The fist thing that attracted my attention was a 3D printer (above). I sort of knew these existed but it was all a bit of a mystery and I really hadn't got my head around it. In fact I was residually sceptical about the whole thing.

But now, here was one in front of me. How did it work and what could it produce? Did it bear any relation to the coffee/food machine in Startrek, for example?


It turned out to be a fascinating object. In this particular one, a thin string of plastic (above) is fed down from the top to the printer head which is fixed but under which is a platform which can move in all directions (below).


As the plastic is fed downwards the platform's movements are directed by a sort of CAD programme in the computer to which the printer is hooked up. The object is then slowly built up, layer after layer.


This is a 3D version of the impossible knot (above) and small bust of a lady (below).
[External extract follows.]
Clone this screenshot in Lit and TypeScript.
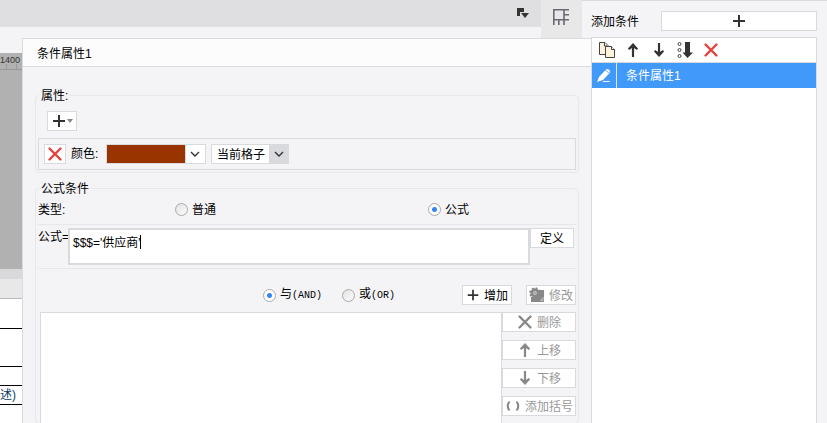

They were a little difficult to photograph with my particular camera (obligatory automatic focus) but you can take it from me that they were extraordinary little objects.
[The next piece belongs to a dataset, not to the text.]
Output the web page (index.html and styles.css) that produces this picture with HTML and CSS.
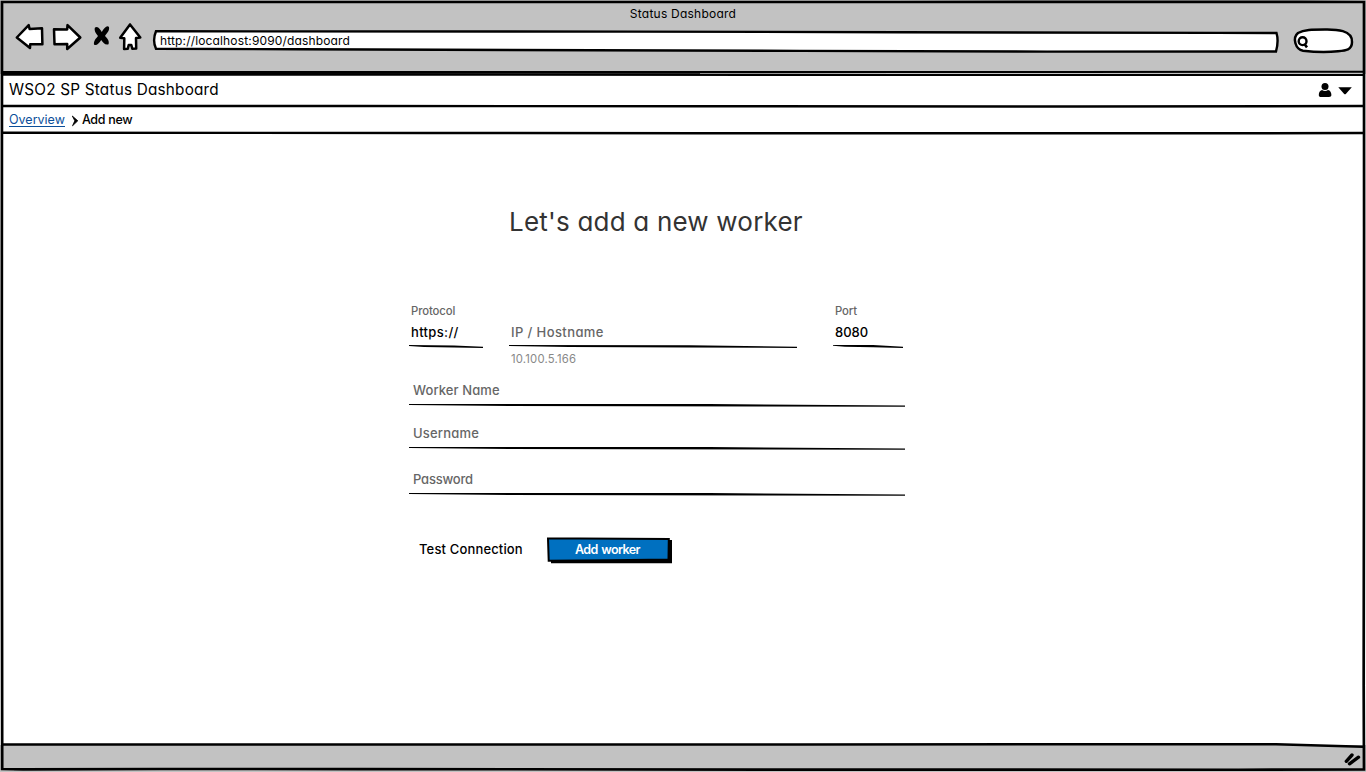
FILE: index.html
```html
<!DOCTYPE html>
<html lang="en">
<head>
<meta charset="utf-8">
<title>Status Dashboard</title>
<link rel="stylesheet" href="styles.css">
</head>
<body>
<div class="window">
  <header class="chrome">
    <div class="window-title"><span>Status Dashboard</span></div>
    <div class="toolbar">
      <svg class="nav" width="130" height="32" viewBox="14 21 130 32">
        <g fill="#fff" stroke="#000" stroke-width="2.5" stroke-linejoin="round">
          <path d="M16.8 37.5 28.7 25.2 29.6 29 42 28.3 42.4 44.3 30.2 44.2 30 48 Z"/>
          <path d="M80.3 37.5 67.5 25.2 67.2 29.4 54 29.3 54.5 44.2 67.2 44 67.2 49 Z"/>
          <path d="M130 24.4 120.2 37.7 124.3 38.2 124.1 49.1 127.8 48.8 128.7 45 131.3 45 132.3 48.8 136.2 48.6 136 38 140.3 37.5 Z"/>
        </g>
        <path d="M95 27.5C98 25.5 100 29 101.8 32 104 28 107 25 109 27 109.8 31 106.5 33.5 105 36 107.7 38.5 109.6 41.5 108.5 44.3 105.3 45.5 102.8 42.4 101.2 40 99 43.5 96 46.5 94 44.4 93.5 41 96 38.5 98 36 96 33.5 93.8 30.5 95 27.5Z"/>
      </svg>
      <div class="address">
        <svg class="sketch" width="1128" height="26" viewBox="152 28 1128 26"><path d="M156 31.3 C420 31.8 650 31.2 900 32.2 S1180 32.6 1276.5 33 C1278.3 39 1277.5 46 1276 51.5 C1100 51.8 980 51.8 800 50.9 S380 49.6 156 48.8 C153.4 43 154 36 156 31.3Z" fill="#fff" stroke="#000" stroke-width="2.4"/></svg>
        <span>http://localhost:9090/dashboard</span>
      </div>
      <svg class="search" width="64" height="30" viewBox="1292 26 64 30">
        <path d="M1298 33C1304 29.5 1312 29.5 1325 29.5 1336 29.3 1352.5 30 1352 42 1352 50 1346 50.5 1338 51.2 1325 52.6 1310 51.5 1303 50.7 1295.5 49.5 1292 38 1298 33Z" fill="#fff" stroke="#000" stroke-width="2.5"/>
        <circle cx="1302.6" cy="41.2" r="3.9" fill="#fff" stroke="#000" stroke-width="2.4"/>
        <path d="M1304.4 44 1307 47.4" stroke="#000" stroke-width="2.6"/>
      </svg>
    </div>
  </header>
  <div class="appbar">
    <div class="brand">WSO2 SP Status Dashboard</div>
    <svg class="user" width="36" height="18" viewBox="1317 81 36 18">
      <circle cx="1325" cy="86.5" r="3.5"/>
      <path d="M1322 90C1319.8 90.5 1318.8 92.5 1318.8 95 1318.8 96.5 1319.7 97 1321 97H1329C1330.5 97 1331.4 96.2 1331.4 95 1331.3 92.3 1330.3 90.5 1328 90 1326.2 91.2 1324 91.2 1322 90Z"/>
      <path d="M1338.3 87.2H1351.8L1345.8 94Q1345 94.7 1344.2 94Z"/>
    </svg>
  </div>
  <nav class="crumbs">
    <a class="crumb-link" href="#">Overview</a>
    <svg class="chevron" width="8" height="12" viewBox="71 115 8 12"><path d="M72.3 116 77.8 120.8 72.5 125.8 74.8 120.8Z" stroke="#000" stroke-width=".8" stroke-linejoin="round"/></svg>
    <span class="crumb-current">Add new</span>
  </nav>
  <main class="page">
    <h1 class="heading">Let's add a new worker</h1>
    <form class="form">
      <div class="row">
        <div class="field protocol">
          <div class="label">Protocol</div>
          <div class="value scheme">https://</div>
          <svg class="rule" width="74" height="4" viewBox="0 0 74 4"><path d="M0 0 45 .5 74 1.8V3.1L45 2.6 15 1.9 0 1Z"/></svg>
        </div>
        <div class="field host">
          <div class="label"></div>
          <div class="value hint spaced">IP / Hostname</div>
          <svg class="rule" width="288" height="4" viewBox="0 0 288 4"><path d="M0 0 180 .2 288 1.8V3L180 2.5 60 2 0 1Z"/></svg>
          <div class="example">10.100.5.166</div>
        </div>
        <div class="field port">
          <div class="label">Port</div>
          <div class="value">8080</div>
          <svg class="rule" width="70" height="4" viewBox="0 0 70 4"><path d="M0 0 40 0 70 1.8V3L40 2.3 12 1.8 0 .8Z"/></svg>
        </div>
      </div>
      <div class="field wide worker"><div class="value hint">Worker Name</div><svg class="rule" width="496" height="4" viewBox="0 0 496 4"><path d="M0 0 300 0 496 1.4V2.8L350 2.5 100 2 0 1Z"/></svg></div>
      <div class="field wide username"><div class="value hint">Username</div><svg class="rule" width="496" height="4" viewBox="0 0 496 4"><path d="M0 0 300 0 496 1.4V2.8L350 2.5 100 2 0 1Z"/></svg></div>
      <div class="field wide password"><div class="value hint">Password</div><svg class="rule" width="496" height="4" viewBox="0 0 496 4"><path d="M0 0 300 0 496 1.4V2.8L350 2.5 100 2 0 1Z"/></svg></div>
      <div class="actions">
        <span class="test">Test Connection</span>
        <div class="button">
          <svg class="sketch" width="126" height="28" viewBox="546 537 126 28">
            <path d="M551 540H672V563.3H551Z"/>
            <path d="M548 538.6 580 538.5 668.8 539 668.5 559.5 610 560.2 548.7 560.7Z" fill="#0070c0" stroke="#000" stroke-width="2"/>
          </svg>
          <span>Add worker</span>
        </div>
      </div>
    </form>
  </main>
  <footer class="status"></footer>
  <svg class="frame" width="1366" height="772" viewBox="0 0 1366 772" fill="none" stroke="#000">
    <path d="M2 2C300 1.6 600 2.2 900 2S1250 1.7 1364 2C1363.6 150 1364.5 260 1364 400S1363.4 650 1364 769.3C1200 770.3 1050 769.4 860 769.7S400 768.7 160 769 80 769.8 2.2 769C2.2 600 1.7 500 1.8 350S1.8 100 2 2Z" stroke-width="2.7"/>
    <path d="M3 72C200 71.6 400 71.6 700 72S1100 71.5 1363 71.8" stroke-width="2"/>
    <path d="M3 74.6C300 74.8 700 74.4 900 75S1250 75 1363 75" stroke-width="2.2"/>
    <path d="M3 72.6 240 72.9 700 73.4 240 74.3 3 74Z" fill="#000" stroke-width=".5"/>
    <path d="M3 106C200 106.4 500 105.5 700 106.2S1150 106.6 1363 106" stroke-width="2.4"/>
    <path d="M3 132.8C300 133.4 450 132.5 700 133.2S1150 133.5 1363 133" stroke-width="2.4"/>
    <path d="M3 744.4C300 745 500 743.8 800 744.4S1200 743.5 1276 744.3L1363 746.7" stroke-width="2.5"/>
    <path d="M1346.3 761.3 1352 755M1349.5 763.8 1358.5 757.2" stroke-width="3.4" stroke-linecap="round"/>
  </svg>
</div>
</body>
</html>
```
FILE: styles.css
```css
* { box-sizing: border-box; }
body { margin: 0; background: #fff; color: #000; font-family: Inter, "Open Sans", sans-serif; font-feature-settings: "cv11", "ss03"; font-size: 12.5px; }
svg { display: block; flex: none; }
.window { position: relative; width: 1366px; height: 772px; display: flex; flex-direction: column; overflow: hidden; white-space: nowrap; }
.frame { position: absolute; inset: 0; pointer-events: none; }
.chrome { height: 74px; background: #c2c2c2; }
.window-title { height: 21px; padding-top: 6px; line-height: 15px; text-align: center; font-size: 12px; letter-spacing: .23px; }
.toolbar { display: flex; padding-left: 14px; }
.address { position: relative; width: 1128px; height: 26px; margin: 7px 12px 0 8px; padding-left: 8px; line-height: 25px; font-size: 12px; letter-spacing: .15px; }
.sketch { position: absolute; left: 0; top: 0; }
.address span, .button span { position: relative; }
.search { margin-top: 5px; }
.appbar { height: 32px; display: flex; justify-content: space-between; padding: 0 13px 0 9px; }
.brand { line-height: 31px; font-size: 15.3px; letter-spacing: .21px; }
.user { margin-top: 7px; }
.crumbs { height: 27px; display: flex; padding-left: 9px; line-height: 27px; }
.crumb-link { height: 21px; color: #0b4f9a; text-decoration: none; border-bottom: 1px solid #0b4f9a; }
.chevron { margin: 9px 3px 0 6px; }
.crumb-current { letter-spacing: -.3px; font-weight: 450; }
.page { height: 612px; padding: 69px 0 0 409px; }
.heading { margin: 0 0 0 100px; height: 40px; line-height: 40px; font-size: 26px; font-weight: 400; letter-spacing: .2px; color: #333; }
.form { width: 496px; margin-top: 61px; }
.row { display: flex; height: 72px; }
.label { height: 16px; line-height: 16px; font-size: 11.3px; font-weight: 500; color: #666; padding-left: 2px; letter-spacing: -.1px; }
.value { height: 26px; line-height: 26px; font-size: 13px; padding-left: 2px; font-weight: 500; }
.scheme { letter-spacing: .35px; }
.hint { color: #666; }
.spaced { letter-spacing: .4px; }
.rule { fill: #000; }
.protocol { width: 74px; margin-right: 26px; }
.host { width: 288px; margin-right: 36px; }
.port { width: 70px; }
.example { line-height: 16px; font-size: 11.3px; letter-spacing: .2px; color: #888; padding-left: 2px; margin-top: 2px; }
.wide .value { height: 27px; padding-left: 4px; }
.worker { height: 43px; padding-top: 2px; letter-spacing: .1px; }
.username { height: 46px; padding-top: 2px; letter-spacing: .2px; }
.password { height: 43px; padding-top: 2px; letter-spacing: -.2px; }
.actions { display: flex; align-items: flex-start; margin-top: 30px; padding-left: 10px; }
.test { width: 127px; line-height: 24px; font-size: 13px; font-weight: 500; letter-spacing: .15px; }
.button { position: relative; width: 126px; height: 28px; padding-left: 29px; line-height: 25px; color: #fff; font-weight: 600; font-size: 12.5px; letter-spacing: -.6px; word-spacing: 1px; }
.status { height: 27px; background: #c2c2c2; }
```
If you look closely you can see the individual layers in the final product.

If you want, you can increase the "resolution" and the layers are then much thinner, until, like your favourite piece of calculus, they approach zero thickness, you can no longer see the layers and the result looks like a normal plastic object with a perfectly smooth surface. Magic.
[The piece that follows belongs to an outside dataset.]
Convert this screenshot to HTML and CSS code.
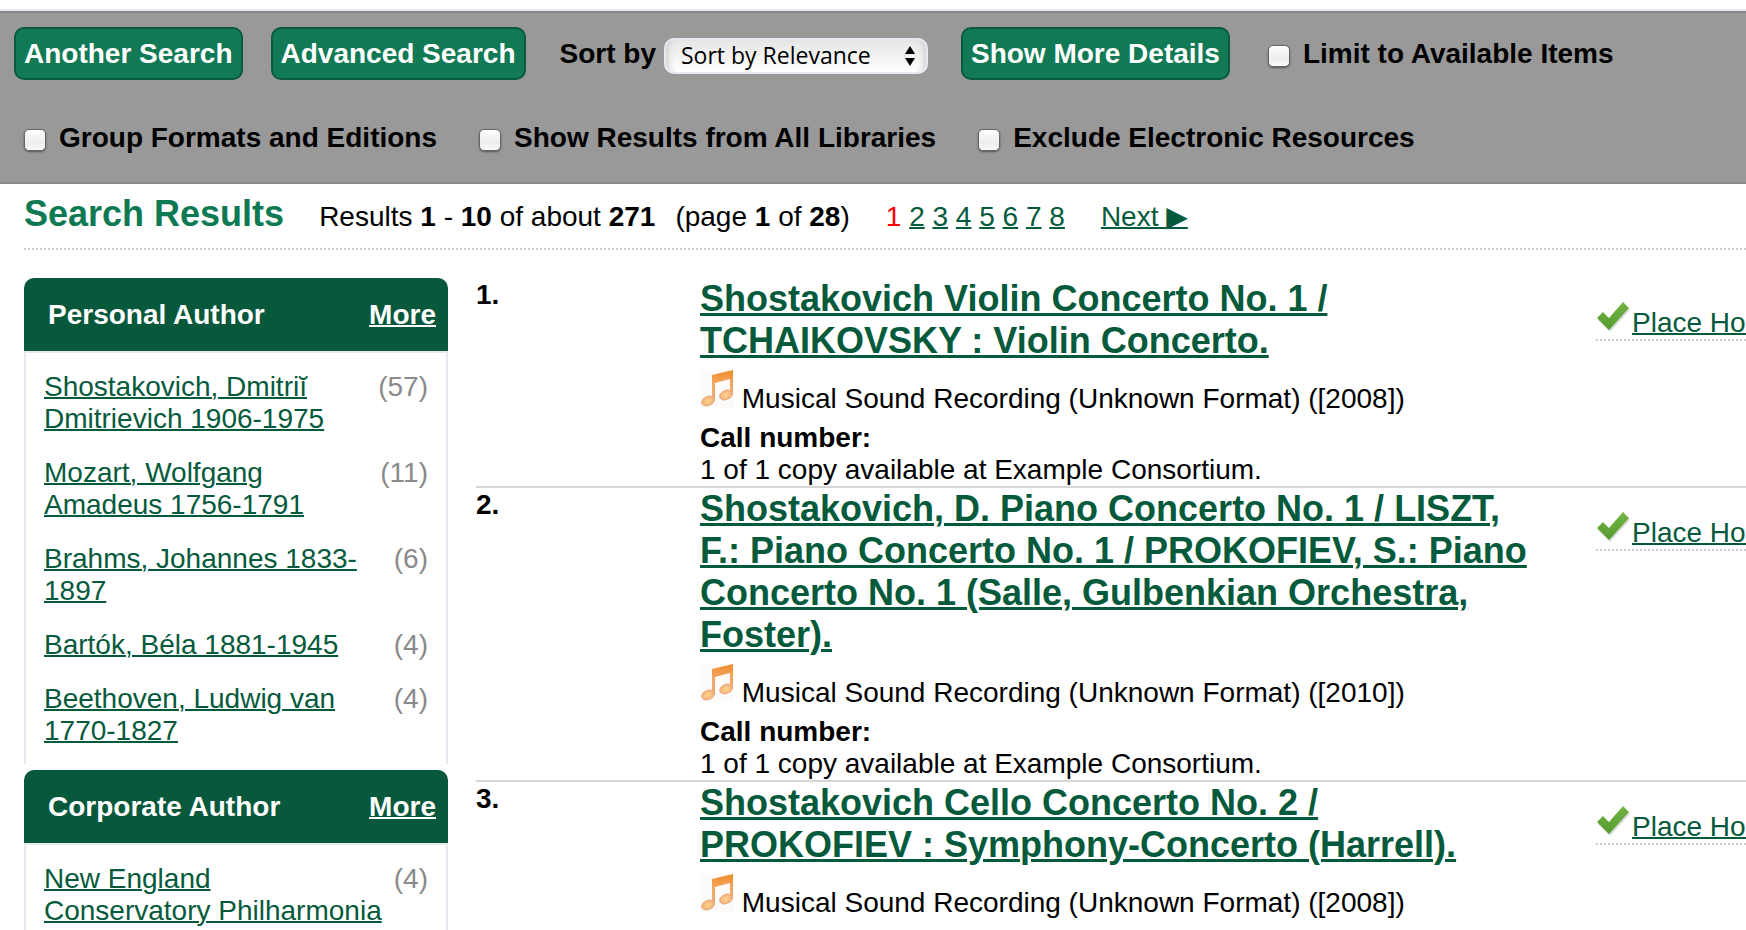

From there I went up to the Science Gallery itself and spent most of the afternoon there checking out the demonstrations of the properties of new nano materials. Well worth while dropping in.



I was back in the shop for a second visit (18/10/12) and found another item in the window. It was a representation of Dublin City centre, made up of electronic components on a great big motherboard. It really made me smile, and is well worth dropping into the shop to see, if you get a chance. The pictures below can be enlarged by clicking on them.


You can see the Phoenix Park at the near bottom left of the board, and at the very far end the Pigeon House chimneys (before decommissioning!). The Spire is about two thirds way up towards the centre, and just behind it is Liberty Hall, the Beckett Bridge and the National Conference Centre.


A more look down view of the central section of the board. At bottom right is the Guinness brewery with the Tower. The thin blue and white wires snaking up the centre is the River Liffey. The brown rectangle two thirds way up on the right is an autumnal St. Stephen's Green with Merrion Square Park just beyond it on it's left. The Aviva Stadium (Landsdown Road to you) is at top right, while Croke Park is two thirds way up on the left.


This is just to give you an idea of the quality and imagination which has gone into this. The Beckett Bridge with the National Conference Centre behind it.


And this is a straight overhead view which may be easier to relate to the map. The blue line across the centre is the Liffey. The Phoenix Park is in the top left hand corner and the Aviva Stadium in the bottom right.




Today's Halloween Workshop: Crochet yourself a Pumpkin




I'm looking forward to my next visit to this wonderful Aladdin's Cave.